Die derzeitige Strategie Manilas folgt einem nachvollziehbaren Kalkül: Man möchte die Schikanen Pekings möglichst transparent aufdecken, um die Unterstützung und Sympathie der internationalen Gemeinschaft zu sichern. Dazu gehört auch, dass die Marine regelmäßig in- und ausländische Journalisten auf ihren Schiffen mitnimmt, damit sie Zeugen des chinesischen Vorgehens werden.
Denn rein militärisch stehen die Philippinen einem übermächtigen Gegner gegenüber. Die chinesische Marine hat sich in den letzten Jahren in atemberaubender Geschwindigkeit entwickelt. Alle vier Jahre, sagte bereits 2021 der mittlerweile geschasste deutsche Vizeadmiral Kay-Achim Schönbach, würde China seine Flotte um die Größe der gesamten französischen Marine erweitern.
Von der bloßen Anzahl an Marine-Schiffen haben die Chinesen die USA schon im Jahr 2015 überholt. Doch insgesamt ist die Dominanz Washingtons nach wie vor unangetastet, da sie über mehr Flugzeugträger und Zerstörer verfügen. Die Zeit scheint aber eindeutig auf der Seite Pekings zu sein: Als autoritärer Herrscher kann Xi Jinping – ohne demokratische Gegenöffentlichkeit – so viele Ressourcen in seine Armee stecken, wie er es für richtig erachtet.
Ein unterschätzter Konflikt mit großer Sprengkraft
Dass die Brisanz rund um das Südchinesische Meer von deutschsprachigen Medien unterschätzt wird, zeigt schon die stiefmütterliche Berichterstattung. Ein weiterer Vorfall vom Wochenende, bei dem die chinesisches Küstenwache ein japanisches Schiff erfolgreich rund um die umstrittenen Diaoyu- beziehungsweise Senkaku-Insel nordöstlich von Taiwan vertrieben hat, bekam praktisch keinerlei Aufmerksamkeit.

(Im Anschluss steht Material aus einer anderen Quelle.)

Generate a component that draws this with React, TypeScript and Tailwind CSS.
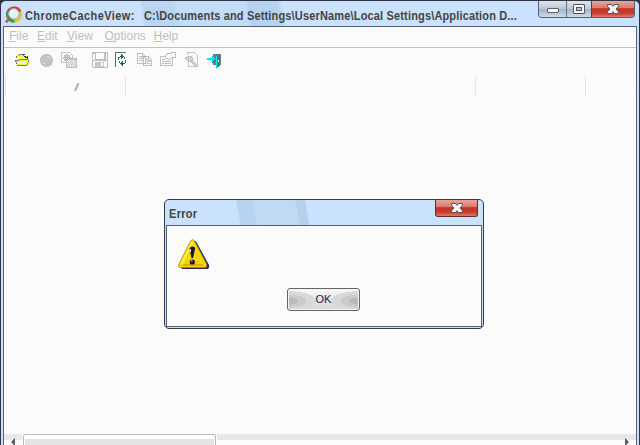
import type { ReactNode } from 'react';

function Icon({ children, className = '' }: { children: ReactNode; className?: string }) {
  return (
    <svg className={`h-4 w-4 shrink-0 ${className}`} viewBox="0 0 16 16" fill="none" shapeRendering="crispEdges">
      {children}
    </svg>
  );
}

function ChromeLogo() {
  return (
    <svg className="h-[18px] w-[18px] shrink-0" viewBox="0 0 18 18" fill="none">
      <circle cx="9" cy="8.5" r="6.6" stroke="#ecc61c" strokeWidth="3" />
      <path d="M3 6.2A6.6 6.6 0 0 1 15 5.6" stroke="#d8402f" strokeWidth="3.2" />
      <path d="M3.2 5.6A6.6 6.6 0 0 0 9.5 15.1" stroke="#35a04e" strokeWidth="3.2" />
      <circle cx="8.8" cy="7.8" r="5.2" fill="#dff1fa" stroke="#8fb4c4" />
      <path d="M6 7.4a3.2 3.2 0 0 1 3-2.6" stroke="#fff" strokeWidth="1.8" />
      <path d="M5.2 11.6.9 16.4" stroke="#b5604c" strokeWidth="2.6" />
    </svg>
  );
}

function CloseGlyph() {
  return (
    <svg className="h-[10px] w-[12px]" viewBox="0 0 12 10">
      <path d="M.6.5h3.9L6 2.3 7.5.5h3.9v1.8L9.1 5l2.3 2.7v1.8H7.5L6 7.7 4.5 9.5H.6V7.7L2.9 5 .6 2.3z" fill="#f7f7f7" stroke="#57515a" />
    </svg>
  );
}

const redButton =
  'flex items-center justify-center bg-[linear-gradient(#e9a59b_0%,#d97a6c_42%,#bf3526_48%,#c83c2a_75%,#dd7a6a_100%)]';

const menu = [
  { label: 'File', width: 'w-[28px]' },
  { label: 'Edit', width: 'w-[30px]' },
  { label: 'View', width: 'w-[37.5px]' },
  { label: 'Options', width: 'w-[49px]' },
  { label: 'Help', width: 'w-[30px]' },
];

function Toolbar() {
  return (
    <div className="flex h-7 items-start border-b border-white pl-[11px] pt-[4px]">
      <Icon>
        <path d="M2 4h2V2h4v2h4v4H2zM1 8h11v5H2z" fill="#f6f63c" />
        <path d="M3 5h1M5 5h1M7 5h1M4 6h1M6 6h1M8 6h1M3 10h1M5 10h1M7 10h1M9 10h1M4 11h1M6 11h1M8 11h1M10 11h1" stroke="#fff" />
        <path d="M4 2.5h4M3 3.5h1M8 3.5h1M1.5 4v2M9 4.5h2M0 8.5h4M4 7.5h9M.5 9v1M1.5 10v2M2 13.5h10M12.5 11v2M13.5 8v3" stroke="#77776a" />
        <path d="M8 2.5h2M9 4.5h2M10 5.5h3M12.5 4v3" stroke="#2525b0" />
      </Icon>
      <Icon className="ml-[8px]">
        <circle cx="7.5" cy="8.5" r="6.7" fill="#c3c3c3" />
        <path d="M8 4.5h2M10 5.5h1M11 6.5h1M4 11.5h2" stroke="#dedede" />
      </Icon>
      <Icon className="ml-[6px]">
        <path d="M.5.5h8l3 3v7H.5z" stroke="#c3c3c3" />
        <circle cx="6" cy="6" r="3.6" fill="#c3c3c3" />
        <path d="M5.5 6.5h10v9h-10z" fill="#c6c6c6" stroke="#bdbdbd" />
        <path d="M7 8.5h8M7 10.5h8M7 12.5h8M7 14.5h8" stroke="#f2f2f2" strokeDasharray="1 1" />
        <path d="M6 9.5h9M6 11.5h9M6 13.5h9" stroke="#f2f2f2" strokeDasharray="1 1" />
      </Icon>
      <Icon className="ml-[15px]">
        <path d="M.5.5h15v15H1.5l-1-1z" stroke="#bebebe" />
        <path d="M3.5 1v6.5h9V1M1 1.5h2M1 8.5h14M13.5 1v7" stroke="#bebebe" />
        <path d="M3 10h9v5H3z" fill="#c8c8c8" />
        <path d="M9 11h2v3H9z" fill="#fff" />
      </Icon>
      <Icon className="ml-[6px]">
        <path d="M2 1h12v14H2z" fill="#fff" />
        <path d="M1.5 15V.5h10" stroke="#666" />
        <path d="M7 2h1v1h1v1h1v1H9v1H8v1H7zM9 9H8v1H7v1H6v1h1v1h1v1h1z" fill="#087a13" />
        <path d="M4.5 8V5.5H6M6 4.5h2M11.5 8v3M10 11.5h1M9 11.5h1M10.5 5v2M5.5 9v2" stroke="#087a5c" />
      </Icon>
      <Icon className="ml-[7px]">
        <path d="M.5 1.5h5l3 3v7h-8zM6.5 4.5h5l3 3v6h-8z" fill="#fafafa" stroke="#bdbdbd" />
        <path d="M2 4.5h3M2 6.5h4M2 8.5h4M8 7.5h3M8 9.5h5M8 11.5h5M5.5 2v3h3M11.5 5v3h3" stroke="#c3c3c3" />
      </Icon>
      <Icon className="ml-[7px]">
        <path d="M.5 4.5h12v9H.5z" stroke="#bebebe" />
        <path d="M5 4 8 1.5h3L12 .5h3v5h-3L10 7H8L6 6z" fill="#fafafa" stroke="#bebebe" />
        <path d="M2 7.5h3M2 9.5h2M5 9.5h6M2 11.5h2M5 11.5h6" stroke="#bebebe" />
      </Icon>
      <Icon className="ml-[8px]">
        <path d="M3.5 3V.5h7l3 3v11h-9V10" stroke="#c5c5c5" />
        <path d="M1 5h2V4h4l2 2v3l4 4v2h-2L7 10H4L1 7z" fill="#c3c3c3" />
        <path d="M3 6.5h1M5 5.5h1M5 7.5h1M7 6.5h1M9 10.5h1M11 12.5h1" stroke="#f2f2f2" />
      </Icon>
      <Icon className="ml-[7px]">
        <path d="M6 2h8v11H6z" fill="#7b7b7b" />
        <path d="M9 4h1V3h2V2h1v12h-1v1h-2v1H9z" fill="#128b91" />
        <path d="M9.5 4v11" stroke="#00f3f3" />
        <path d="M0 6h5V4h1v1h1v1h1v2H7v1H6v1H5V8H0z" fill="#00eaf0" />
        <path d="M5 10.5h1M6 9.5h1M7 8.5h1" stroke="#075b69" />
        <path d="M11 8h1v2h-1z" fill="#fff" />
      </Icon>
    </div>
  );
}

function ErrorDialog() {
  return (
    <div className="absolute left-[164px] top-[199px] flex h-[130px] w-[320px] flex-col rounded-[5px] border border-[#353c49] bg-[#cae2fd] px-px pb-px">
      <div className="flex h-[25px] shrink-0 items-start justify-between overflow-hidden bg-[linear-gradient(80deg,transparent_0_23%,#b8d3ef_23.5%_28%,#c0daf4_28.5%_41.5%,#b3d0ed_42%_44.5%,transparent_45%)] pl-[3px] pr-1">
        <div className="mt-[7px] scale-y-110 text-[11px] font-bold leading-[14px] tracking-[0.3px] text-[#444]">Error</div>
        <div className={`${redButton} h-[17px] w-[43px] rounded-b-[3px] border border-t-0 border-[#652c2c]`}>
          <CloseGlyph />
        </div>
      </div>
      <div className="flex flex-1 flex-col border border-[#53627a] bg-[#fbfbfb]">
        <div className="flex h-[62px] pl-[11px] pt-[11px]">
          <svg className="h-[34px] w-[34px] shrink-0" viewBox="0 0 34 34">
            <path d="M15 4q3-1 4 2l12 22q1 4-3 4H4l-1-2z" fill="#29296b" />
            <path d="M12.5 4q2-3 4 0l12 23q1 3.500-2 3.500H3q-4 0-2-3.500z" fill="#f6d600" stroke="#a08e22" strokeWidth=".8" />
            <path d="M14.5 5 3.500 27" fill="none" stroke="#ffef3a" strokeWidth="2.5" />
            <path d="M5 28h20" stroke="#e3ac00" strokeWidth="2" />
            <path d="M11.5 12q0-2 3-2.500 3 0 2.500 2.500l-2 9h-1.500z" fill="#15153d" />
            <circle cx="14.3" cy="25" r="2.6" fill="#15153d" />
            <path d="M12.5 12v3M13 24h1.500" stroke="#fff" />
          </svg>
          <div className="ml-[16px] mt-[9px] whitespace-nowrap text-[11px] leading-[14px] text-white">
            Error 3: The system cannot find the path specified.
          </div>
        </div>
        <div className="ml-[120px] flex h-[23px] w-[73px] items-center justify-center rounded-[3px] border border-[#666] bg-[radial-gradient(ellipse_28px_10px_at_0_58%,#b9b9b9_0_35%,#cbcbcb_36%_65%,#d8d8d8_66%_99%,transparent_100%),radial-gradient(ellipse_28px_10px_at_100%_58%,#b9b9b9_0_35%,#cbcbcb_36%_65%,#d8d8d8_66%_99%,transparent_100%),linear-gradient(#fafafa,#e4e4e4_50%,#dadada)] text-[11px] leading-none text-[#20204b] shadow-[inset_0_0_0_1px_#f4f4f4]">
          OK
        </div>
      </div>
    </div>
  );
}

export default function App() {
  return (
    <div className="relative h-[445px] w-[640px] overflow-hidden bg-[#303341] font-['Liberation_Sans',Arial,sans-serif]">
      <div className="ml-px mr-[1px] flex h-[445px] flex-col rounded-t-[5px] border-t border-[#303341] bg-[#cae2fd] px-[2px]">
        <header className="flex h-[25px] shrink-0 items-start bg-[linear-gradient(80deg,transparent_0_22%,#b8d5f1_22.5%_27%,#c2ddf6_28%_38.5%,#b6d2ee_39%_43.5%,transparent_44.5%)] pl-[2px] pr-[2px]">
          <div className="mt-[5px]"><ChromeLogo /></div>
          <div className="mt-[8px] flex scale-y-110 whitespace-pre text-[11px] font-bold leading-[14px] text-[#444]">
            <span className="ml-[2px] w-[119px] tracking-[0.42px]">ChromeCacheView:</span>
            <span className="tracking-[0.16px]">C:\Documents and Settings\UserName\Local Settings\Application D...</span>
          </div>
          <div className="ml-auto flex h-[17px] w-[97px] overflow-hidden rounded-b-[4px] border border-t-0 border-[#555f71]">
            <div className="flex w-[28px] items-center justify-center border-r border-[#667083] bg-[linear-gradient(#dce6f0,#bac9d8_48%,#9fb1c5_50%,#cbdcec)] pt-[3px]">
              <span className="h-[5px] w-[12px] rounded-[1px] border border-[#65605f] bg-[#faf8f5]" />
            </div>
            <div className="flex w-[25px] items-center justify-center border-r border-[#693535] bg-[linear-gradient(#dce6f0,#bac9d8_48%,#9fb1c5_50%,#cbdcec)]">
              <span className="flex h-[10px] w-[12px] items-center justify-center rounded-[1px] border border-[#555] bg-[#f8f8f8]">
                <span className="h-[4px] w-[6px] border border-[#555] bg-[#b5c7df]" />
              </span>
            </div>
            <div className={`${redButton} flex-1`}><CloseGlyph /></div>
          </div>
        </header>

        <main className="flex min-h-0 flex-1 flex-col border-x border-t border-[#53627a] bg-[#fbfbfb]">
          <nav className="flex h-[21px] shrink-0 items-start border-b border-[#c2c2c2] pl-[5px] pt-[2px] text-[12px] leading-[15px] text-[#c0c0c0]">
            {menu.map(({ label, width }) => (
              <span key={label} className={`${width} shrink-0`}>
                <span className="underline underline-offset-1">{label[0]}</span>{label.slice(1)}
              </span>
            ))}
          </nav>
          <Toolbar />
          <div className="ml-px flex h-5 shrink-0 overflow-hidden whitespace-nowrap text-[11px] leading-[20px] text-white">
            <div className="flex w-[120px] items-center border-l border-[#e5e5e5] pl-[10px]">
              <span className="w-[58px]">Filename</span>
              <svg className="mt-[2px] h-[8px] w-[6px]" viewBox="0 0 6 8"><path d="M1 8 4.5 0" stroke="#b0b0b0" strokeWidth="2" /></svg>
            </div>
            <div className="w-[350px] border-l border-[#e5e5e5] pl-[8px]">URL</div>
            <div className="w-[110px] border-l border-[#e5e5e5] pl-[8px]">Content Type</div>
            <div className="w-[50px] border-l border-[#e5e5e5] pl-[8px]">File Size</div>
          </div>
          <div className="flex-1" />
          <div className="flex h-[11px] shrink-0 overflow-hidden">
            <div className="h-[6px] w-[18px] bg-[#e8e8e8]">
              <svg className="ml-[7px] mt-[4px] h-[8px] w-[4px]" viewBox="0 0 4 8"><path d="M4 0v8L0 4z" fill="#5b5b5b" /></svg>
            </div>
            <div className="ml-px h-[14px] w-[193px] shrink-0 rounded-[2px] border border-[#b9b9b9] bg-white px-px pt-[4px]">
              <div className="h-[6px] bg-[#e4e4e4]" />
            </div>
            <div className="ml-px h-[6px] flex-1 bg-[#e8e8e8]">
              <svg className="ml-auto mr-[7px] mt-[4px] h-[8px] w-[4px]" viewBox="0 0 4 8"><path d="M0 0v8l4-4z" fill="#5b5b5b" /></svg>
            </div>
          </div>
        </main>
      </div>
      <ErrorDialog />
    </div>
  );
}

Dabei handelt es sich im Südchinesischen Meer keineswegs um rein regionale Streitigkeiten, sondern vielmehr um einen Territorialkonflikt, an dem sich potenziell ein Weltkrieg entzünden könnte.
Denn indirekt sind auch die USA als Schutzmacht ihrer Alliierten im Indo-Pazifik involviert. „Die Vereinigten Staaten stehen angesichts dieser gefährlichen und unrechtmäßigen Handlungen an der Seite unserer philippinischen Verbündeten“, sagte US-Außenamtssprecher Matthew Miller am Sonntag.
Er bezeichnete die Handlungen der Chinesen als „rücksichtslose Missachtung des Völkerrechts“. Zudem machte er klar, dass man den 1951 geschlossenen Vertrag über die „gegenseitige Verteidigung“ ernst nimmt. Dieser umfasse auch bewaffnete Angriffe auf philippinische Schiffe im Südchinesischen Meer. Im Ernstfall stünden sich also die zwei Weltmächte gegenüber.